Every line below is to be copied exactly, with the pictures left out.

_ _ _ _

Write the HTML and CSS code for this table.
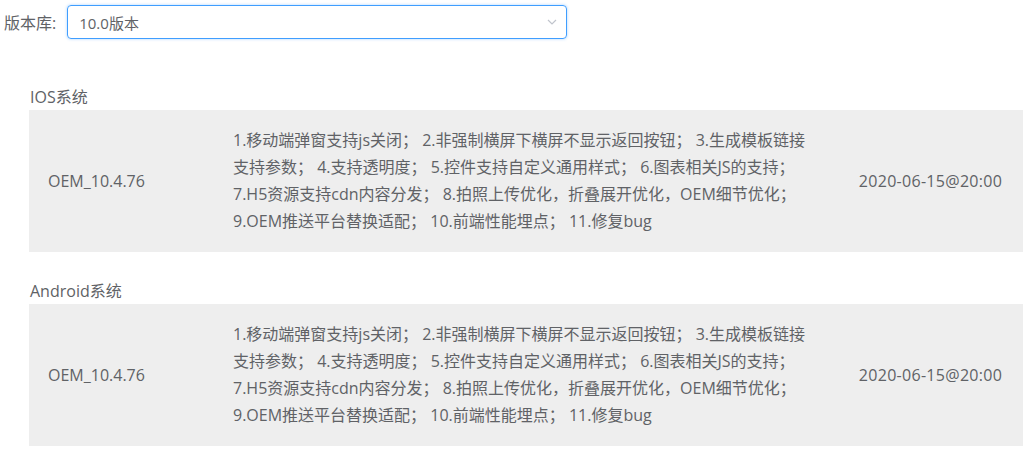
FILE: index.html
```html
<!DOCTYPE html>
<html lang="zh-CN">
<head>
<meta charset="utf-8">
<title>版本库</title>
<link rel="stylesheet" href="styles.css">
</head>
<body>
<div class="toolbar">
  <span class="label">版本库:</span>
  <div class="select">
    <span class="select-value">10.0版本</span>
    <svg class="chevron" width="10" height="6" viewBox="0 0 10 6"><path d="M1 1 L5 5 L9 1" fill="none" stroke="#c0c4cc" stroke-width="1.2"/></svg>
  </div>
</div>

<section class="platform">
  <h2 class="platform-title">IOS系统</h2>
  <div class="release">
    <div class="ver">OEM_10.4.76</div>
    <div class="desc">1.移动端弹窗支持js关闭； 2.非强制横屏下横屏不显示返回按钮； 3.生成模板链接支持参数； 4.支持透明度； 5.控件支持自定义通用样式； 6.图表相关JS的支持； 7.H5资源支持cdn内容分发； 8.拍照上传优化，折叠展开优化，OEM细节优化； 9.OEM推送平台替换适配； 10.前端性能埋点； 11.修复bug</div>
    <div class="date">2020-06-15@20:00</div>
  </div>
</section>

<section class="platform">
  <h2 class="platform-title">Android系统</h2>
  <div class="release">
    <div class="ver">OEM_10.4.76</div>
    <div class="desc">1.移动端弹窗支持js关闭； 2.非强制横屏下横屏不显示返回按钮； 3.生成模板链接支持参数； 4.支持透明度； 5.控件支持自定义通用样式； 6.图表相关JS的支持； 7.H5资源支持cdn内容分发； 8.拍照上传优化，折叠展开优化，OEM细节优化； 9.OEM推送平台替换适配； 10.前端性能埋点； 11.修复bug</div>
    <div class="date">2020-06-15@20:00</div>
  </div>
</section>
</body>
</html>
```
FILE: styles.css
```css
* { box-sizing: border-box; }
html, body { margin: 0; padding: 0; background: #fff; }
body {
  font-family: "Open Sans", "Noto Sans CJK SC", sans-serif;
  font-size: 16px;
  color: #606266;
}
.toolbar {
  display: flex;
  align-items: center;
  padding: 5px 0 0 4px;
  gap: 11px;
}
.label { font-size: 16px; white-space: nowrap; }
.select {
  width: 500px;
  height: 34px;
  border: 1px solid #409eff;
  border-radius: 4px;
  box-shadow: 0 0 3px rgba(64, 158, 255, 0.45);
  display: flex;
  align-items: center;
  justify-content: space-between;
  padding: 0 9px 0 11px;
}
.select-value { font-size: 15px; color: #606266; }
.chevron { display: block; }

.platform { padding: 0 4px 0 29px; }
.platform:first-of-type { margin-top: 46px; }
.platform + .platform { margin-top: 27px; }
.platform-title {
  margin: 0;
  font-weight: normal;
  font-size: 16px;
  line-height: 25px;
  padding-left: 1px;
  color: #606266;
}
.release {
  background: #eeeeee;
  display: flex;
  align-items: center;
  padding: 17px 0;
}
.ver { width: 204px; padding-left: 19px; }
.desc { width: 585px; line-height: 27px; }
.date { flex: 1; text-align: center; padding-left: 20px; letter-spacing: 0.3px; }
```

_ _ _ _

SOLUTION FOR THIS EXERCISE:
Write the HTML and CSS code for this table.
FILE: index.html
```html
<!DOCTYPE html>
<html lang="zh-CN">
<head>
<meta charset="utf-8">
<title>版本库</title>
<link rel="stylesheet" href="styles.css">
</head>
<body>
<div class="toolbar">
  <span class="label">版本库:</span>
  <div class="select">
    <span class="select-value">10.0版本</span>
    <svg class="chevron" width="10" height="6" viewBox="0 0 10 6"><path d="M1 1 L5 5 L9 1" fill="none" stroke="#c0c4cc" stroke-width="1.2"/></svg>
  </div>
</div>

<section class="platform">
  <h2 class="platform-title">IOS系统</h2>
  <div class="release">
    <div class="ver">OEM_10.4.76</div>
    <div class="desc">1.移动端弹窗支持js关闭； 2.非强制横屏下横屏不显示返回按钮； 3.生成模板链接支持参数； 4.支持透明度； 5.控件支持自定义通用样式； 6.图表相关JS的支持； 7.H5资源支持cdn内容分发； 8.拍照上传优化，折叠展开优化，OEM细节优化； 9.OEM推送平台替换适配； 10.前端性能埋点； 11.修复bug</div>
    <div class="date">2020-06-15@20:00</div>
  </div>
</section>

<section class="platform">
  <h2 class="platform-title">Android系统</h2>
  <div class="release">
    <div class="ver">OEM_10.4.76</div>
    <div class="desc">1.移动端弹窗支持js关闭； 2.非强制横屏下横屏不显示返回按钮； 3.生成模板链接支持参数； 4.支持透明度； 5.控件支持自定义通用样式； 6.图表相关JS的支持； 7.H5资源支持cdn内容分发； 8.拍照上传优化，折叠展开优化，OEM细节优化； 9.OEM推送平台替换适配； 10.前端性能埋点； 11.修复bug</div>
    <div class="date">2020-06-15@20:00</div>
  </div>
</section>
</body>
</html>
```
FILE: styles.css
```css
* { box-sizing: border-box; }
html, body { margin: 0; padding: 0; background: #fff; }
body {
  font-family: "Open Sans", "Noto Sans CJK SC", sans-serif;
  font-size: 16px;
  color: #606266;
}
.toolbar {
  display: flex;
  align-items: center;
  padding: 5px 0 0 4px;
  gap: 11px;
}
.label { font-size: 16px; white-space: nowrap; }
.select {
  width: 500px;
  height: 34px;
  border: 1px solid #409eff;
  border-radius: 4px;
  box-shadow: 0 0 3px rgba(64, 158, 255, 0.45);
  display: flex;
  align-items: center;
  justify-content: space-between;
  padding: 0 9px 0 11px;
}
.select-value { font-size: 15px; color: #606266; }
.chevron { display: block; }

.platform { padding: 0 4px 0 29px; }
.platform:first-of-type { margin-top: 46px; }
.platform + .platform { margin-top: 27px; }
.platform-title {
  margin: 0;
  font-weight: normal;
  font-size: 16px;
  line-height: 25px;
  padding-left: 1px;
  color: #606266;
}
.release {
  background: #eeeeee;
  display: flex;
  align-items: center;
  padding: 17px 0;
}
.ver { width: 204px; padding-left: 19px; }
.desc { width: 585px; line-height: 27px; }
.date { flex: 1; text-align: center; padding-left: 20px; letter-spacing: 0.3px; }
```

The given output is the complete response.